Désormais dotée d’un avant-projet, la Maison de l’histoire de France peut
avancer selon le calendrier que l'association chargée de sa préfiguration
m’a proposé. Parallèlement à ce travail de fond, d’élaboration culturelle et
scientifique, l’association chargée de la préfiguration de la Maison de
l’histoire de France poursuit son travail. Elle rassemble déjà une équipe
compétente, que je salue et dont je tiens à souligner l’engagement. Au 1er
janvier 2012, l’Etablissement public de la Maison de l’histoire de France
deviendra le pilote et la tête de réseau de ce projet. Conformément à ce
que j’ai indiqué et rappelé à diverses reprises, la Maison de l’histoire de
France sera installée dans le quadrilatère de Rohan-Soubise, aux côtés
des Archives nationales. Et je ne doute pas que ce projet ambitieux au
service de l’histoire et de sa transmission entrera naturellement en
résonance et en écho avec le projet scientifique, culturel et éducatif des
Archives Nationales auquel j'attache le plus grand prix.

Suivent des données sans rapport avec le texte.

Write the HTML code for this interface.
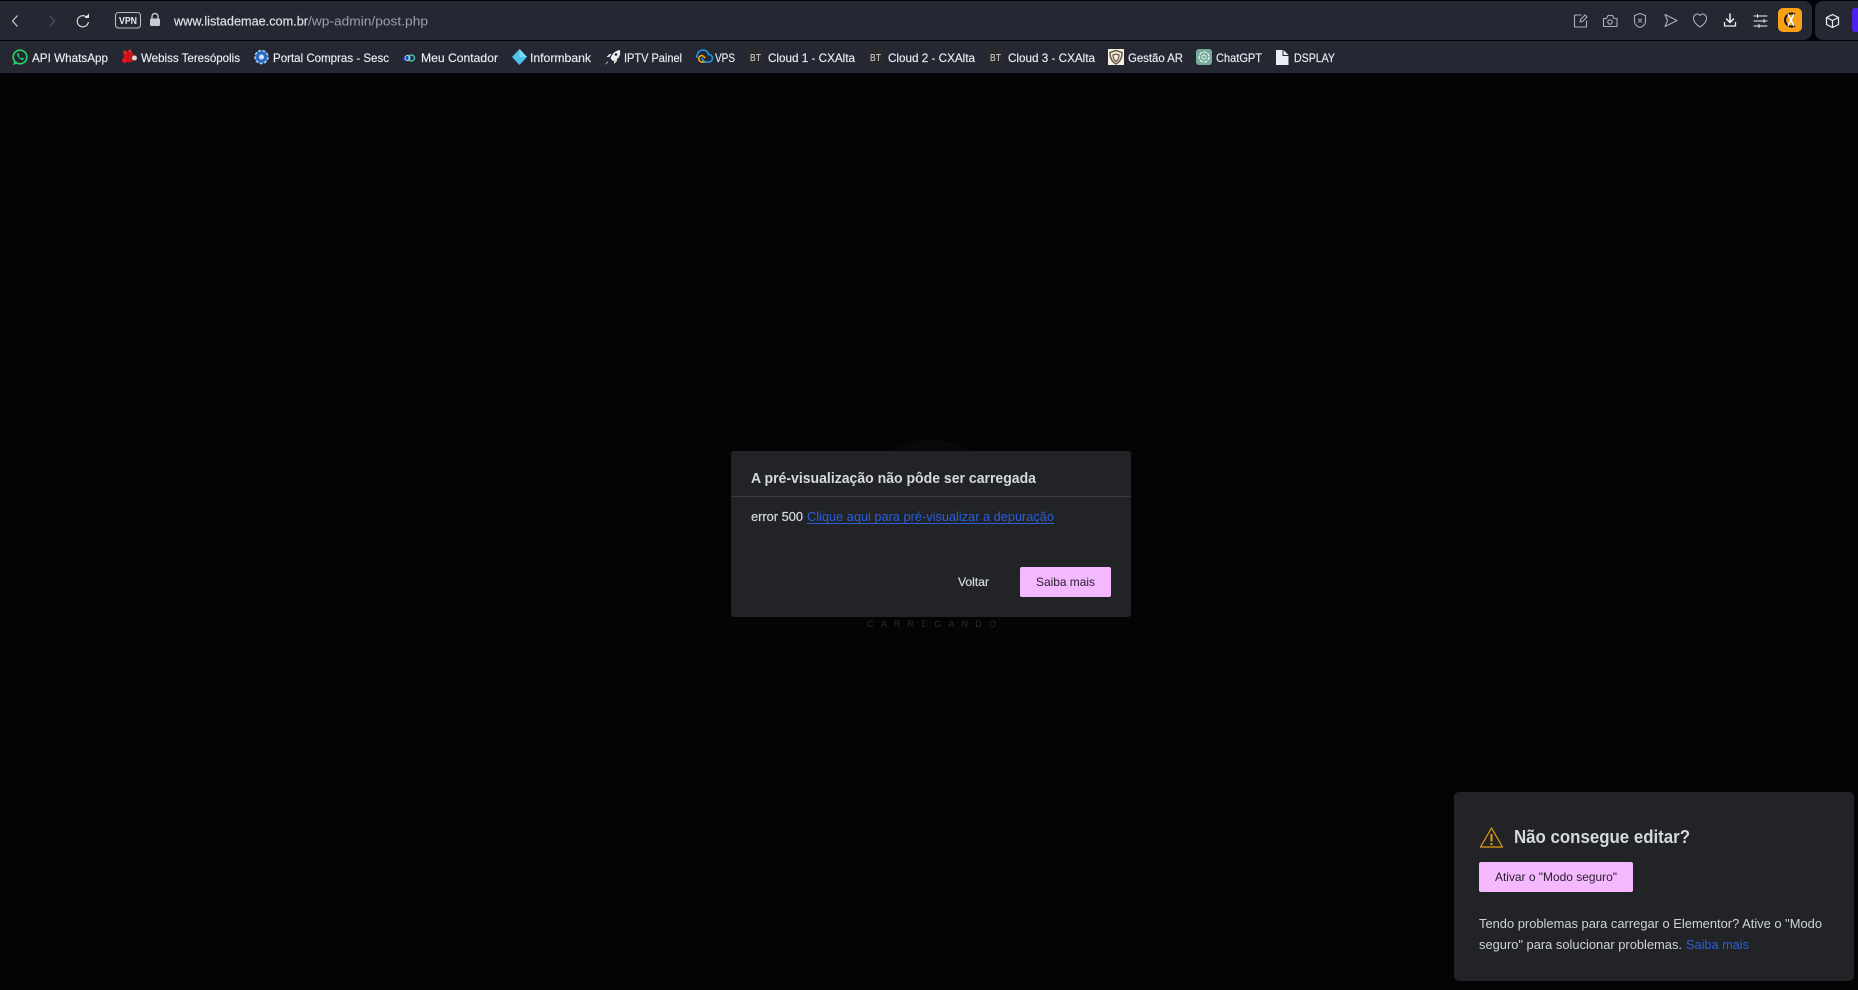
<!DOCTYPE html>
<html lang="pt-BR"><head><meta charset="utf-8"><title>Elementor</title>
<style>
html,body{margin:0;padding:0;width:1858px;height:990px;overflow:hidden;background:#040404}
svg{display:block}
text{font-family:"Liberation Sans",sans-serif;white-space:pre}
.b{font-size:12px;fill:#e9edf5;stroke:#e9edf5;stroke-width:.15}
.i{fill:none;stroke:#a9adb7;stroke-width:1.1;stroke-linecap:round;stroke-linejoin:round}
.w{fill:none;stroke:#eef0f4;stroke-width:1.3;stroke-linecap:round;stroke-linejoin:round}
.bt{font-size:10px;fill:#dcdcdc}
.m{stroke:#d5d8dc;stroke-width:.2}
</style></head><body>
<svg width="1858" height="990" viewBox="0 0 1858 990" xmlns="http://www.w3.org/2000/svg">
<rect width="1858" height="990" fill="#040404"/>
<rect width="1858" height="76" fill="#01030a"/>
<rect x="0" y="74" width="1858" height="916" fill="#040404"/>
<circle cx="931" cy="520" r="80" fill="#090909"/>

<!-- toolbar -->
<rect x="-10" y="1" width="1822" height="39" rx="8" fill="#252833"/>
<rect x="1815" y="1" width="60" height="39" rx="8" fill="#252833"/>
<rect x="-10" y="41" width="1880" height="32" rx="6" fill="#252833"/>

<path d="M17.500 15.500 12.500 21 17.500 26.500" fill="none" stroke="#d8dbe2" stroke-width="1"/>
<path d="M49.500 15.500 54.500 21 49.500 26.500" fill="none" stroke="#555966" stroke-width="1"/>
<path d="M87 17.500A5.600 5.600 0 1 0 88.400 22" fill="none" stroke="#e6e8ee" stroke-width="1.100"/>
<path d="M84.500 18h4.500v-4.500z" fill="#e6e8ee"/>
<rect x="115.500" y="12.500" width="25" height="15.500" rx="3" fill="none" stroke="#b8bbc3" stroke-width="1.100"/>
<text x="119" y="24" font-size="10" font-weight="bold" fill="#e6e8ee" textLength="18" lengthAdjust="spacingAndGlyphs">VPN</text>
<rect x="150" y="18.500" width="10" height="7.500" rx="1.200" fill="#c8cbd2"/>
<path d="M152 19v-2.500a3 3 0 0 1 6 0V19" fill="none" stroke="#c8cbd2" stroke-width="1.400"/>
<text x="174" y="25.500" font-size="13" fill="#dfe2ea" textLength="134" lengthAdjust="spacingAndGlyphs" stroke="#dfe2ea" stroke-width=".15">www.listademae.com.br</text>
<text x="308" y="25.500" font-size="13" fill="#9ba0ac" textLength="120" lengthAdjust="spacingAndGlyphs">/wp-admin/post.php</text>

<!-- right toolbar icons -->
<path d="M1581 15h-6.500v12h12v-6" class="i"/>
<path d="M1580 22l.5-2.500 4.500-4.500 2 2-4.500 4.500z" class="i"/>
<path d="M1603.500 18.500h3l1.500-3h4.500l1.500 3h3v8h-13.500z" class="i"/>
<circle cx="1610" cy="22" r="2.200" class="i"/>
<path d="M1640 13.500l5.500 2v6c0 3-2.500 5-5.500 6-3-1-5.500-3-5.500-6v-6z" class="i"/>
<path d="M1638.500 19l3 3m0-3l-3 3" class="i"/>
<path d="M1665 14.500l12 6-12 6 2.500-6z" class="i"/>
<path d="M1700 27c-4-2.500-6.500-5-6.500-8.500 0-4.500 4.500-5.500 6.500-3 2-2.500 6.500-1.500 6.500 3 0 3.500-2.500 6-6.500 8.500z" class="i"/>
<path d="M1730 14v8.500m-3.500-3.500l3.500 3.500 3.500-3.500" class="w" style="stroke-width:1.500"/>
<path d="M1724.500 22.500v3.500h11v-3.500" class="w"/>
<path d="M1754 16h13m-13 5h13m-13 5h13" class="w" style="stroke-width:1"/>
<path d="M1757.500 14.500v3m6.500 2v3m-5 2v3" class="w" style="stroke-width:1"/>
<rect x="1778" y="8" width="24" height="24" rx="5" fill="#f9a116"/>
<path d="M1795 14.500a6.500 6.500 0 1 0 0 11" fill="none" stroke="#111" stroke-width="2"/>
<path d="M1788 14l6 12m0-12l-6 12" fill="none" stroke="#fff" stroke-width="1.500"/>
<path d="M1832.500 14.500l6 3v7l-6 3-6-3v-7zM1826.500 17.500l6 3 6-3M1832.500 20.500v7" class="w" style="stroke-width:1.200"/>
<rect x="1852" y="8" width="10" height="24" rx="3" fill="#4b22ee"/>

<!-- bookmarks -->
<circle cx="20" cy="57" r="6.800" fill="none" stroke="#25d366" stroke-width="1.700"/>
<path d="M13 65l1.500-4.500 3 3z" fill="#25d366"/>
<path d="M17.500 53.500c-.8 1 0 3 1.500 4.500s3.500 2.500 4.500 1.500l.5-1-2-1-.8.700c-1-.4-2-1.400-2.500-2.500l.7-.8-1-2z" fill="#25d366"/>
<text x="32" y="62" class="b" textLength="76" lengthAdjust="spacingAndGlyphs">API WhatsApp</text>

<circle cx="129" cy="57" r="5.500" fill="#c8141c"/>
<circle cx="124.500" cy="60.500" r="2.500" fill="#e8161c"/>
<circle cx="125" cy="52.500" r="2" fill="#d22"/>
<circle cx="130" cy="51" r="1.500" fill="#e33"/>
<circle cx="134.500" cy="58" r="2.500" fill="#d8d8d8"/>
<text x="141" y="62" class="b" textLength="99" lengthAdjust="spacingAndGlyphs">Webiss Teresópolis</text>

<circle cx="261.500" cy="57" r="6.500" fill="#2d6cc0" stroke="#a8d2f4" stroke-width="1.500" stroke-dasharray="3 1.500"/>
<circle cx="261.500" cy="57" r="2.500" fill="#cfe6fa"/>
<text x="273" y="62" class="b" textLength="116" lengthAdjust="spacingAndGlyphs">Portal Compras - Sesc</text>

<path d="M402.500 60.500c0-2 1.500-3 3-3 .5-2 3-3 5-2l-1 5z" fill="#1434e8"/>
<circle cx="411.500" cy="58" r="3" fill="none" stroke="#35c0b0" stroke-width="1.500"/>
<circle cx="407.500" cy="58" r="2.500" fill="none" stroke="#cde" stroke-width="1"/>
<text x="421" y="62" class="b" textLength="77" lengthAdjust="spacingAndGlyphs">Meu Contador</text>

<path d="M519.500 49l7.500 8-7.500 8-7.500-8z" fill="#4cc2ec"/>
<path d="M519.500 49l7.500 8h-7.500z" fill="#7fdcf8"/>
<text x="530" y="62" class="b" textLength="61" lengthAdjust="spacingAndGlyphs">Informbank</text>

<path d="M620 50c-4.500.5-8 3.500-9.500 8.500l2.500 2.500c5-1.500 8-5 7-11z" fill="#f0f0f0"/>
<path d="M609.500 57h-3l3-3h2zM614 61v3l3-3v-2z" fill="#e0e0e0"/>
<path d="M607.500 61.500l-3 3.500 3.500-2.500z" fill="#e0e0e0"/>
<circle cx="616" cy="54.500" r="1.300" fill="#252833"/>
<text x="624" y="62" class="b" textLength="58" lengthAdjust="spacingAndGlyphs">IPTV Painel</text>

<path d="M697 58a3.500 3.500 0 0 1 .5-3.500c.5-3 3-4.500 5.500-4.500s5 1.500 5.500 4.500a3.700 3.700 0 0 1 .5 7.500h-4.500l-3-4" fill="none" stroke="#1e9be8" stroke-width="1.500"/>
<path d="M705 58c-1-1.500-2-2.500-3.500-2.500a3.300 3.300 0 0 0 0 6.500h3" fill="none" stroke="#f5b014" stroke-width="1.600"/>
<text x="715" y="62" class="b" textLength="20" lengthAdjust="spacingAndGlyphs">VPS</text>

<rect x="748" y="49" width="15" height="16" rx="2" fill="#2a2a2a"/>
<text x="750" y="61" class="bt" textLength="11" lengthAdjust="spacingAndGlyphs">BT</text>
<text x="768" y="62" class="b" textLength="87" lengthAdjust="spacingAndGlyphs">Cloud 1 - CXAlta</text>
<rect x="868" y="49" width="15" height="16" rx="2" fill="#2a2a2a"/>
<text x="870" y="61" class="bt" textLength="11" lengthAdjust="spacingAndGlyphs">BT</text>
<text x="888" y="62" class="b" textLength="87" lengthAdjust="spacingAndGlyphs">Cloud 2 - CXAlta</text>
<rect x="988" y="49" width="15" height="16" rx="2" fill="#2a2a2a"/>
<text x="990" y="61" class="bt" textLength="11" lengthAdjust="spacingAndGlyphs">BT</text>
<text x="1008" y="62" class="b" textLength="87" lengthAdjust="spacingAndGlyphs">Cloud 3 - CXAlta</text>

<rect x="1108" y="49" width="16" height="16" fill="#f4f0e8"/>
<path d="M1116 50.500l6 2c0 5-1.500 9-6 11.500-4.500-2.500-6-6.500-6-11.500z" fill="none" stroke="#6b5a3e" stroke-width="1.500"/>
<path d="M1116 54l3 1c0 3-1 5-3 6.500-2-1.500-3-3.500-3-6.500z" fill="none" stroke="#6b5a3e" stroke-width="1.300"/>
<text x="1128" y="62" class="b" textLength="55" lengthAdjust="spacingAndGlyphs">Gestão AR</text>

<rect x="1196" y="49" width="16" height="16" rx="3" fill="#74aa9c"/>
<circle cx="1204" cy="57" r="5" fill="none" stroke="#e4f0ec" stroke-width="1.300" stroke-dasharray="3.500 1"/>
<circle cx="1204" cy="57" r="2" fill="none" stroke="#e4f0ec" stroke-width="1"/>
<text x="1216" y="62" class="b" textLength="46" lengthAdjust="spacingAndGlyphs">ChatGPT</text>

<path d="M1276 50h7.500l5 5v10h-12.500z" fill="#e9edf5"/>
<path d="M1283 50v5.500h5.500" fill="none" stroke="#252833" stroke-width="1"/>
<text x="1294" y="62" class="b" textLength="41" lengthAdjust="spacingAndGlyphs">DSPLAY</text>

<!-- loading label -->
<text x="867" y="627" font-size="9" fill="#2a2a2a" textLength="129">CARREGANDO</text>

<!-- dialog -->
<rect x="731" y="451" width="400" height="166" rx="3" fill="#212327"/>
<rect x="731" y="496" width="400" height="1" fill="#383b40"/>
<text x="751" y="483" font-size="14.500" font-weight="bold" fill="#d5d8dc" textLength="285" lengthAdjust="spacingAndGlyphs">A pré-visualização não pôde ser carregada</text>
<text x="751" y="521" font-size="13" fill="#d5d8dc" class="m" textLength="52" lengthAdjust="spacingAndGlyphs">error 500</text>
<text x="807" y="521" font-size="13" fill="#2a5fd8" textLength="247" lengthAdjust="spacingAndGlyphs">Clique aqui para pré-visualizar a depuração</text>
<rect x="807" y="523" width="247" height="1" fill="#2a5fd8"/>
<text x="958" y="586" font-size="12" fill="#d5d8dc" class="m" textLength="31" lengthAdjust="spacingAndGlyphs">Voltar</text>
<rect x="1020" y="567" width="91" height="30" rx="2" fill="#f3b8fd"/>
<text x="1036" y="586" font-size="12" fill="#2a2030" textLength="59" lengthAdjust="spacingAndGlyphs">Saiba mais</text>

<!-- safe mode -->
<rect x="1454" y="792" width="400" height="189" rx="5" fill="#212327"/>
<path d="M1491.500 828l11 19h-22z" fill="none" stroke="#e69a0e" stroke-width="1.200" stroke-linejoin="round"/>
<rect x="1490.500" y="834" width="2" height="7.500" fill="#e69a0e"/>
<rect x="1490.500" y="843" width="2" height="2" fill="#e69a0e"/>
<text x="1514" y="843" font-size="18" font-weight="bold" fill="#d5d8dc" textLength="176" lengthAdjust="spacingAndGlyphs">Não consegue editar?</text>
<rect x="1479" y="862" width="154" height="30" rx="2" fill="#f3b8fd"/>
<text x="1495" y="881" font-size="12" fill="#2a2030" textLength="122" lengthAdjust="spacingAndGlyphs">Ativar o "Modo seguro"</text>
<text x="1479" y="928" font-size="13" fill="#d0d3d8" textLength="343" lengthAdjust="spacingAndGlyphs">Tendo problemas para carregar o Elementor? Ative o "Modo</text>
<text x="1479" y="949" font-size="13" fill="#d0d3d8" textLength="203" lengthAdjust="spacingAndGlyphs">seguro" para solucionar problemas.</text>
<text x="1686" y="949" font-size="13" fill="#2a5fd8" textLength="63" lengthAdjust="spacingAndGlyphs">Saiba mais</text>
</svg>
</body></html>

Permettez-moi de conclure. Avec cet avant-projet, pour lequel des femmes
et des hommes d’expérience et de talent ont décidé de s’engager et de
donner une partie de leur temps et de leurs compétences, chacun peut
toucher du doigt et mesurer ce que sera cette institution culturelle et ce
que pourrait être sa place dans le paysage européen.

La Maison sera un lieu de confrontation et de débats, portes et fenêtres
ouvertes, si j’ose dire, et non « une école d’application de l’identité
nationale » pour citer l’avant-projet. Dans le monde des simulacres et dans
la « société des écrans », dans l’univers de l’image globalisée privée de
toute temporalité, il me semble que le cadre retenu reste pertinent, si l’on
veut bien admettre que la nation française n’est ni un clan, ni une race, ni
une tribu, si l’on veut bien admettre que la France est aujourd’hui un
« pays-monde », façonné par ces « identités en réseau » dont nous parle
le grand poète Edouard Glissant, fruit d’une construction lente et
complexe, un pays mu également par une vraie ambition politique
européenne.

Voilà l’ambition de la maison de l’histoire de France : c’est une ambition au
service d’une certain idée de la République, c’est une ambition au service
d’une citoyenneté réaffirmée, c’est une ambition à l’écoute de toutes les
diversités, de la diversité des mémoires, des patrimoines et des cultures de
la France du XXIe siècle.

Je vous remercie.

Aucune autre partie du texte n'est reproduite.